Não bastasse, a justificativa foi de que “a instituição de fertilizantes, herbicidas e pesticidas genéricos incentivará a concorrência no setor, resultando na redução dos custos dos produtos para os agricultores, que poderá ser repassada a população na diminuição nos preços dos alimentos.” (CÂMARA DOS DEPUTADOS, 2002, p. 102).

Ainda que, “a instituição de defensivos agrícolas genéricos também irá proporcionar às empresas nacionais condições para competir com as grandes multinacionais do setor, beneficiando também as indústrias” (CÂMARA DOS DEPUTADOS, 2002, p. 103).

Repetidamente, a justificativa trazida para tanto acentua cada vez mais que o Brasil não deixou de ser Colônia, tampouco evoluiu a complexidade de seu pensamento, reproduzindo discursos outrora já aceitos para a implementação da Revolução Verde.


E então, depois desse breve resumo, estamos diante de um PL do Veneno ou da Lei do Alimento Mais Seguro?


Referências


BRASIL. Lei 7.802, de 11 de julho de 1989. Dispõe sobre a pesquisa, a experimentação, a produção, a embalagem e rotulagem, o transporte, o armazenamento, a comercialização, a propaganda comercial, a utilização, a importação, a exportação, o destino final dos resíduos e embalagens, o registro, a classificação, o controle, a inspeção e a fiscalização de agrotóxicos, seus componentes e afins, e dá outras providências. Brasília: 11 jul. 1989. Disponível em: http://www.planalto.gov.br/ccivil_03/LEIS/L7802.htm.
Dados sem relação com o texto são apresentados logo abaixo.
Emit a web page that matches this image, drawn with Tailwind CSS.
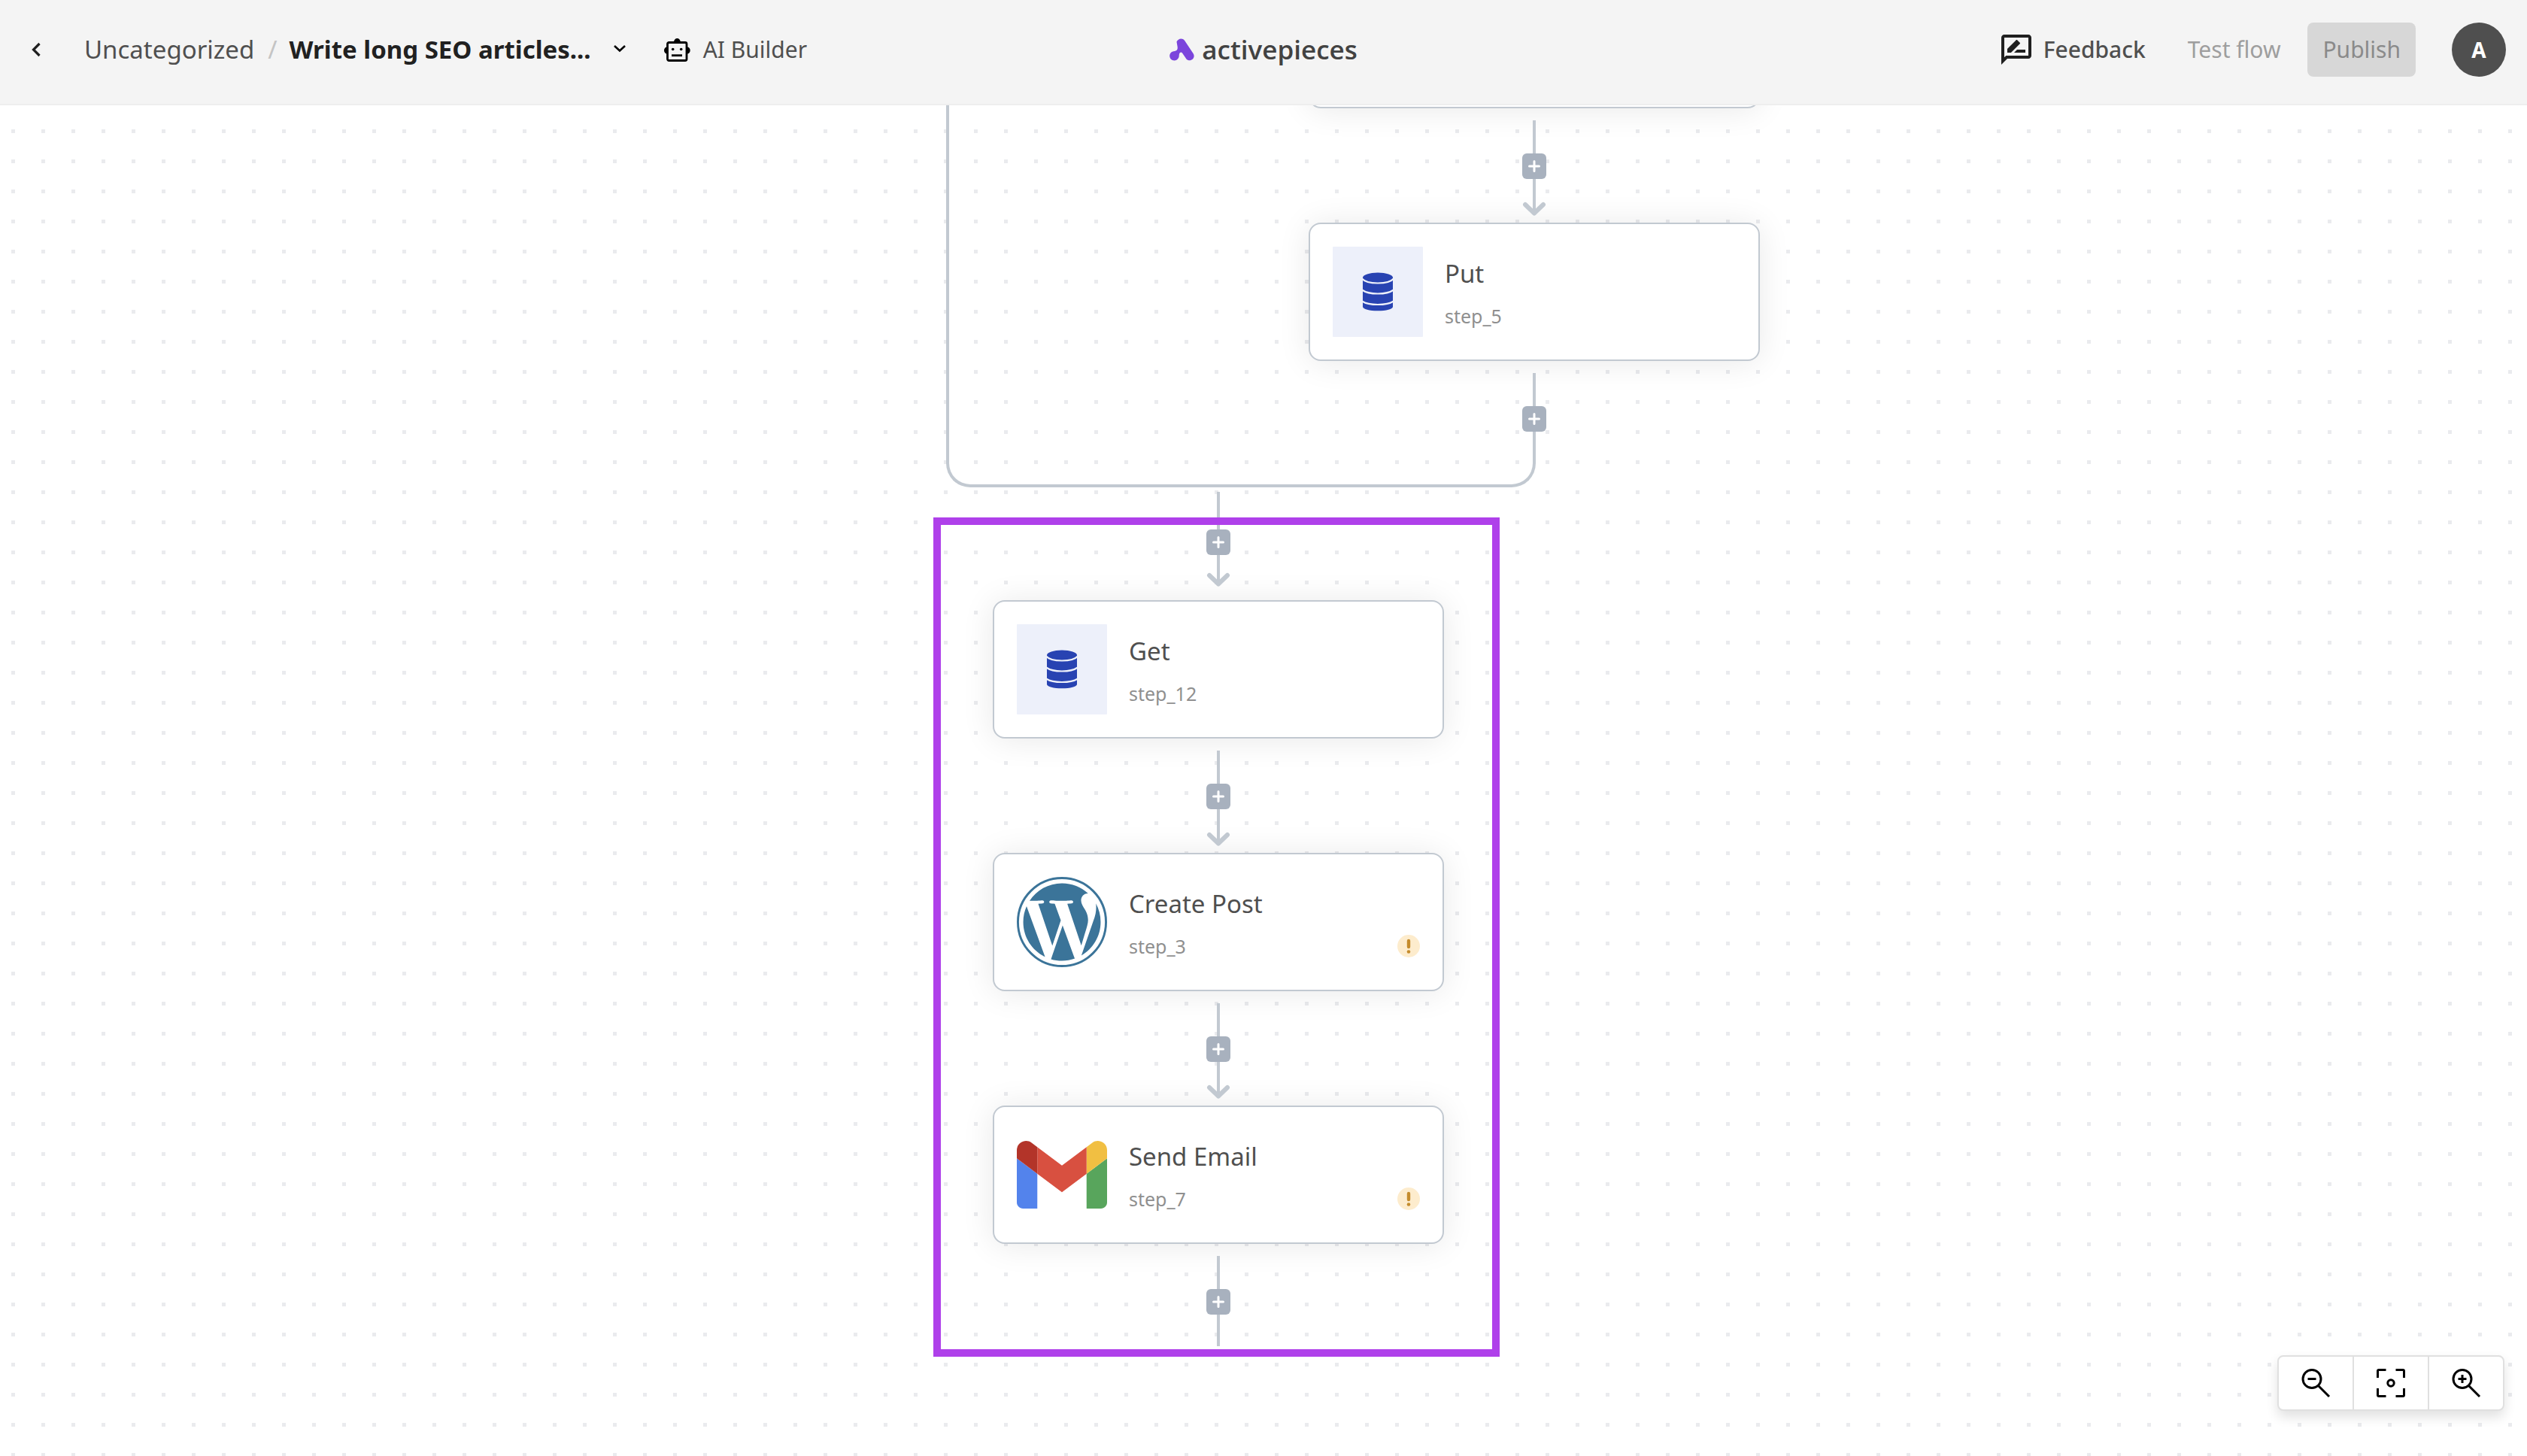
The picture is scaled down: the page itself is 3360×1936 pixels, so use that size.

Acesso em: 30 out. 2019.


CÂMARA DOS DEPUTADOS. PL 6.299/2002. Disponível em: https://www.camara.leg.br/proposicoesWeb/fichadetramitacao?idProposicao=46249. Acesso em: 30 set. 2019.


IZOLANI, Francieli Iung; TYBUSCH, Jerônimo Siqueira. A PL do Veneno e a substituição do termo “agrotóxico”: O poder de persuasão através da ferramenta de linguagem hegemônica. Anais de 2020 do IV Congresso da FURB.